= PROBLEM DETAILS =
Of all the lines in the records, how many hold the word "component"? Answer with the number only.

-- TASK MATERIAL start --

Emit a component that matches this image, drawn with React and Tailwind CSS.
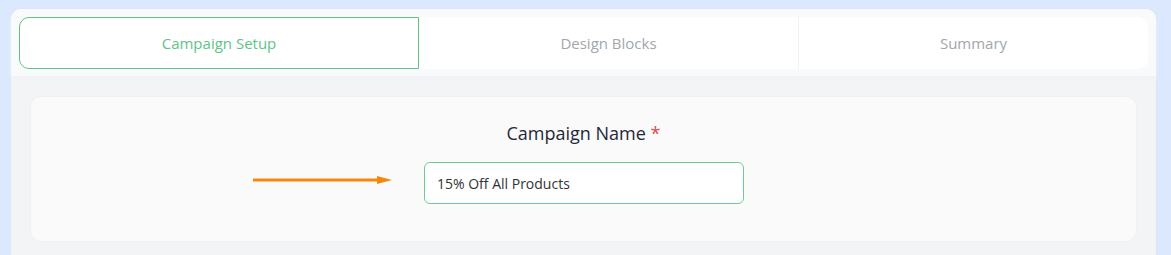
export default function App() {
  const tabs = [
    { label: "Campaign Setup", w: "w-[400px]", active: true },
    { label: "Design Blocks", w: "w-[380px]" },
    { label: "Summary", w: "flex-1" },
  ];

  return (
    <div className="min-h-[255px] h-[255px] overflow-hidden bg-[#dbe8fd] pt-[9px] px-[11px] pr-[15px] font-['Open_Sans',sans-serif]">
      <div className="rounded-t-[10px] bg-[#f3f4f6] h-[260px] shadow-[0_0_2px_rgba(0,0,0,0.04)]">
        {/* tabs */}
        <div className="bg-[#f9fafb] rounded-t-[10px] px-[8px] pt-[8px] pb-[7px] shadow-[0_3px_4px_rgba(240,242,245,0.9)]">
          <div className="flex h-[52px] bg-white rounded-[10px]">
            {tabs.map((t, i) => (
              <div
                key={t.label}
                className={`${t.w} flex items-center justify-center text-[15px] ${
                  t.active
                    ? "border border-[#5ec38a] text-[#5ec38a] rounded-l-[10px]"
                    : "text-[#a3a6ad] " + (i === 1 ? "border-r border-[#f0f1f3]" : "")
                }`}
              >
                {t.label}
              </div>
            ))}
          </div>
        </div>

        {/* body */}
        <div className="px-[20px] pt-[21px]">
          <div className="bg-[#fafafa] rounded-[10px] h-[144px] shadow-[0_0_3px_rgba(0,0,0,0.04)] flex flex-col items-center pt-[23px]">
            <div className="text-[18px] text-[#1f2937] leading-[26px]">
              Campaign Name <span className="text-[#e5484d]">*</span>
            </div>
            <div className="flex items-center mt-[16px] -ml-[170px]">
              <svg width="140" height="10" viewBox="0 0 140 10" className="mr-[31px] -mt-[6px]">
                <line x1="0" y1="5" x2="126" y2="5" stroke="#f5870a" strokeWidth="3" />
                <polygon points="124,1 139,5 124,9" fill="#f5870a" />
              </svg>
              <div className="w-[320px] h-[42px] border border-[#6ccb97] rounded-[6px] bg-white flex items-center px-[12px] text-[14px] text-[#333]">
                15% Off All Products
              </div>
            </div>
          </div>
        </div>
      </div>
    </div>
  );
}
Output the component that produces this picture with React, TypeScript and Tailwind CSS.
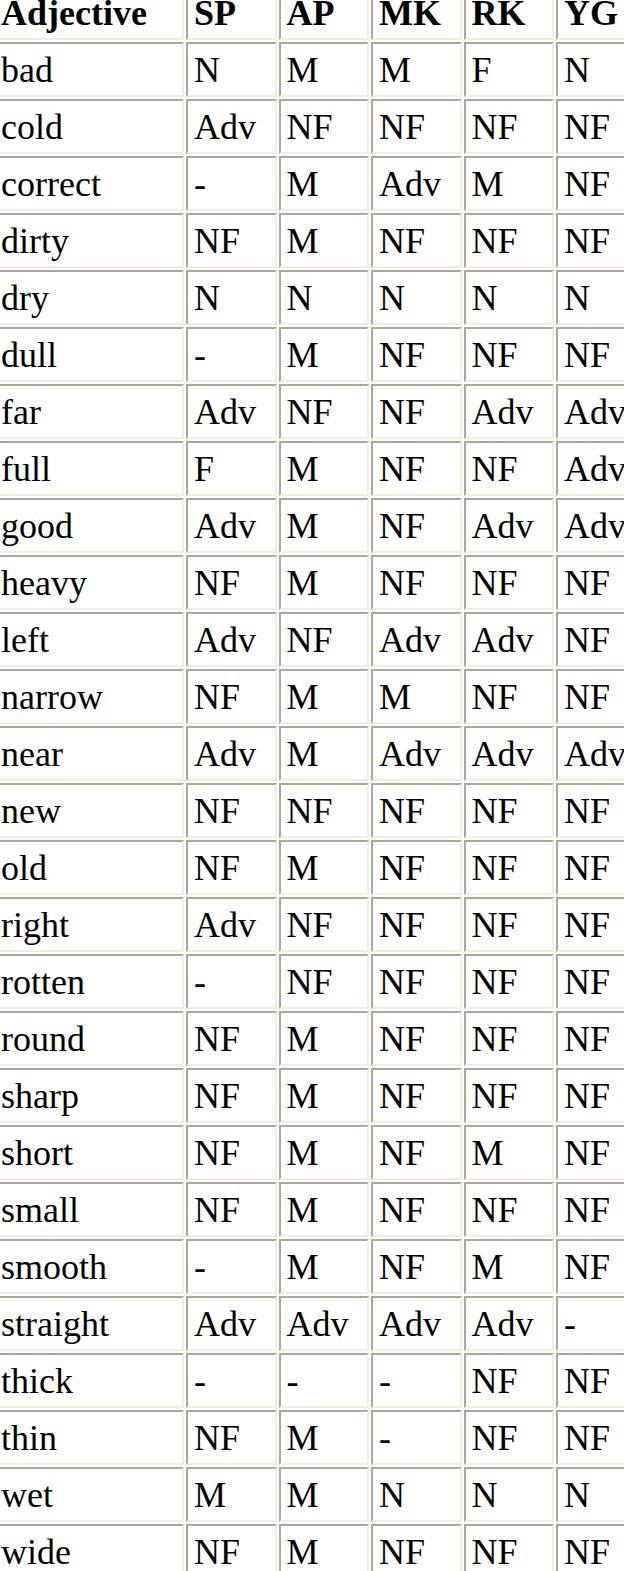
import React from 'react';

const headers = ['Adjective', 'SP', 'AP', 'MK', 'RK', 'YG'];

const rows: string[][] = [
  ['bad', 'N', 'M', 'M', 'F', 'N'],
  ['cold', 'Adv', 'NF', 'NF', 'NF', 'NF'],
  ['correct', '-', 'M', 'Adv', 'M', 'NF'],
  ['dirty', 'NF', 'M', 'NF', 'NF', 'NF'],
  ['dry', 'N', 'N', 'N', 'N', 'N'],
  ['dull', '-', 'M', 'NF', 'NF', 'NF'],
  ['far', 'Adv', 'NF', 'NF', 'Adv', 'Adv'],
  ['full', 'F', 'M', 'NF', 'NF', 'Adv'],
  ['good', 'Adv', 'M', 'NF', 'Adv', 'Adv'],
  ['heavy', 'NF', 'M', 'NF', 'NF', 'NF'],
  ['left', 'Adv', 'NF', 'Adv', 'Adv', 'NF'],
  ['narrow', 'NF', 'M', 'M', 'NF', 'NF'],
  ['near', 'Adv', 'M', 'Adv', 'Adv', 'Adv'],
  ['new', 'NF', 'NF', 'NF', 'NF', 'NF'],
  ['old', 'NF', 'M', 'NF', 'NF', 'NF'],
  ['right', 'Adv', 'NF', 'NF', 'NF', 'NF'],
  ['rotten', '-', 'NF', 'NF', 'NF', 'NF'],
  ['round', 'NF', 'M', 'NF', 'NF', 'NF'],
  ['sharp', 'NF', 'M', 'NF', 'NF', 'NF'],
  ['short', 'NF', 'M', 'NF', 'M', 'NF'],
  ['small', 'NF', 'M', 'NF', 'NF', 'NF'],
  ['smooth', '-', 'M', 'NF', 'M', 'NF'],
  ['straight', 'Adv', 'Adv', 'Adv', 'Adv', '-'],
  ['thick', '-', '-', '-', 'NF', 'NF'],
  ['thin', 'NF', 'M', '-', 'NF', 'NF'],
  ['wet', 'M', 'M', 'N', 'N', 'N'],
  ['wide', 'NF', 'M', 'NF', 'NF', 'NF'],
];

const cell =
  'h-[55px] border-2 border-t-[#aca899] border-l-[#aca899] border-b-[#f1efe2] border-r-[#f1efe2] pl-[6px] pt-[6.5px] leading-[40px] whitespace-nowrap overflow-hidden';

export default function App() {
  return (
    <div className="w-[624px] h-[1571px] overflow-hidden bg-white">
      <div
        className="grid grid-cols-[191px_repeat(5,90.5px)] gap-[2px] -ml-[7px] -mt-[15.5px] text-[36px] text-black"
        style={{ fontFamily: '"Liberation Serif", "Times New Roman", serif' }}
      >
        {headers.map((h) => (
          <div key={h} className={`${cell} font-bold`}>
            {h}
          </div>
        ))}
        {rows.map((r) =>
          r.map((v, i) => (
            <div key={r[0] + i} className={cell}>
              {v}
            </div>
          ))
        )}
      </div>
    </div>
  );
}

-- TASK MATERIAL end --

= SOLUTION FOR THIS EXERCISE =
2